Ketika semangat KAA di ulangtahunnya ke-60 di tahun 2015 ini lebih menampakkan diri konferensi untuk bertukar kabar investasi dan bisnis-perjalanan (turisme) ketimbang isu geopolitik, saya teringat kaum jurnalis.
Dalam Konferensi Asia Afrika (KAA) 1955 jurnalis dan penulis adalah darah utama yang membikin Dasasila Bandung — atau lebih dikenal “Spirit Bandung” — bergaung luas. Tapi jurnalis bukan sekadar pewarta dan penonton peristiwa. Dengan bersandar pada “Spirit Bandung” 1955 itu jurnalis Asia-Afrika membangun solidaritas sewindu setelahnya. Solidaritas itu bernama Konferensi Wartawan Asia Afrika (KWAA).
Saya bisa memastikan inilah konferensi jurnalis terbesar yang diselenggarakan di Indonesia yang melibatkan negara-negara di Asia Afrika dan juga komunitas jurnalis yang diundang secara khusus dari pelbagi negara sosialis di Jerman, Yugoslavia, Kuba, dan Uni Sovyet. Namun, konferensi ini pula yang paling senyap dalam linimasa sejarah pers kita.

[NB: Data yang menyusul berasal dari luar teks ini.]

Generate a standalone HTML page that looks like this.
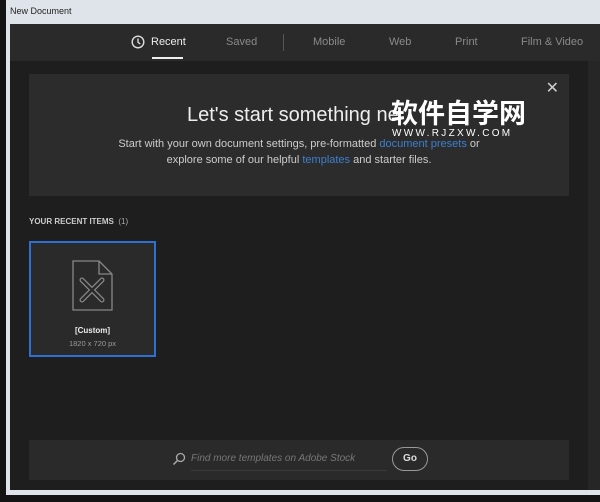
<!DOCTYPE html>
<html><head><style>
*{margin:0;padding:0;box-sizing:border-box}
body{width:600px;height:502px;background:#141414;position:relative;overflow:hidden;font-family:"Liberation Sans",sans-serif}
.frame{position:absolute;left:6px;top:0;width:600px;height:495px;background:#dfe4ea}
.title{position:absolute;left:10px;top:6px;font-size:9px;color:#222}
.inner{position:absolute;left:10px;top:24px;width:590px;height:466px;background:#1e1e1e}
.tabs{position:absolute;left:0;top:0;width:590px;height:37px;background:#2a2a2a}
.tab{position:absolute;top:12px;font-size:11px;color:#8a8a8a}
.scroll{position:absolute;right:0;top:37px;width:12px;height:429px;background:#262626}
.banner{position:absolute;left:19px;top:50px;width:540px;height:122px;background:#2c2c2c}
.card{position:absolute;left:19px;top:217px;width:127px;height:116px;background:#2a2a2a;border:2px solid #2e6fd1}
.search{position:absolute;left:19px;top:416px;width:540px;height:40px;background:#2a2a2a}
</style></head><body>
<div class="frame"></div>
<div class="title">New Document</div>
<div class="inner">
 <div class="tabs">
  <svg style="position:absolute;left:121px;top:11px" width="14" height="14" viewBox="0 0 14 14"><circle cx="7" cy="7" r="5.8" fill="none" stroke="#ddd" stroke-width="1.4"/><path d="M7 3.5V7.3L9.2 9" fill="none" stroke="#ddd" stroke-width="1.4"/></svg>
  <div class="tab" style="left:141px;color:#eee">Recent</div>
  <div style="position:absolute;left:142px;top:33px;width:31px;height:2px;background:#eee"></div>
  <div class="tab" style="left:216px">Saved</div>
  <div style="position:absolute;left:273px;top:10px;width:1px;height:17px;background:#555"></div>
  <div class="tab" style="left:303px">Mobile</div>
  <div class="tab" style="left:379px">Web</div>
  <div class="tab" style="left:445px">Print</div>
  <div class="tab" style="left:511px">Film &amp; Video</div>
 </div>
 <div class="scroll"></div>
 <div class="banner">
  <div style="position:absolute;right:10px;top:4px;color:#ccc;font-size:16px">✕</div>
  <div style="position:absolute;left:158px;top:30px;font-size:20px;color:#eee">Let's start something ne</div>
  <div style="position:absolute;left:362px;top:22px;font-family:'Noto Sans CJK SC',sans-serif;font-size:27px;font-weight:bold;color:#fff;line-height:32px">软件自学网</div>
  <div style="position:absolute;left:363px;top:54px;font-size:10px;color:#fff;letter-spacing:2.3px">WWW.RJZXW.COM</div>
  <div style="position:absolute;left:0;width:540px;top:62px;text-align:center;font-size:11px;color:#ccc;line-height:16px">Start with your own document settings, pre-formatted <span style="color:#3d7fd0">document presets</span> or<br>explore some of our helpful <span style="color:#3d7fd0">templates</span> and starter files.</div>
 </div>
 <div style="position:absolute;left:19px;top:193px;font-size:8px;color:#ccc;font-weight:bold">YOUR RECENT ITEMS <span style="font-weight:normal;color:#aaa">&nbsp;(1)</span></div>
 <div class="card">
  <svg style="position:absolute;left:41px;top:17px" width="42" height="52" viewBox="0 0 42 52"><path d="M1 1H27L40 14V50H1Z M27 1V14H40" fill="none" stroke="#888" stroke-width="1.3"/><path d="M10 20L30 40M30 20L10 40" stroke="#888" stroke-width="5" stroke-linecap="round"/><path d="M10 20L30 40M30 20L10 40" stroke="#2a2a2a" stroke-width="2.6" stroke-linecap="round"/></svg>
  <div style="position:absolute;left:0;width:123px;top:83px;text-align:center;font-size:8px;color:#eee;font-weight:bold">[Custom]</div>
  <div style="position:absolute;left:0;width:123px;top:96px;text-align:center;font-size:7.5px;color:#999">1820 x 720 px</div>
 </div>
 <div class="search">
  <svg style="position:absolute;left:143px;top:12px" width="14" height="14" viewBox="0 0 14 14"><circle cx="8.5" cy="5.5" r="4" fill="none" stroke="#aaa" stroke-width="1.3"/><path d="M5.5 8.5L1.5 12.5" stroke="#aaa" stroke-width="1.5"/></svg>
  <div style="position:absolute;left:162px;top:13px;font-size:10px;color:#777;font-style:italic">Find more templates on Adobe Stock</div>
  <div style="position:absolute;left:162px;top:30px;width:196px;height:1px;background:#3a3a3a"></div>
  <div style="position:absolute;left:363px;top:7px;width:36px;height:24px;border:1.5px solid #999;border-radius:12px;color:#ddd;font-size:10px;font-weight:bold;text-align:center;line-height:21px">Go</div>
 </div>
</div>
</body></html>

Penyungkilan KWAA dalam derap historiografi mirip pendeportasian sejarah Inlandsche Journalisten Bond (IJB) tahun 1914 dalam album besar pers Indonesia.
KWAA dibuka Presiden Sukarno di Istana Olahraga Gelora Bung Karno pada 23 April 1963. Pemilihan tempat pembukaan ini menunjukkan enigma konferensi ini; sekaligus menunjukkan solidaritas akbar jurnalis-jurnalis kiri.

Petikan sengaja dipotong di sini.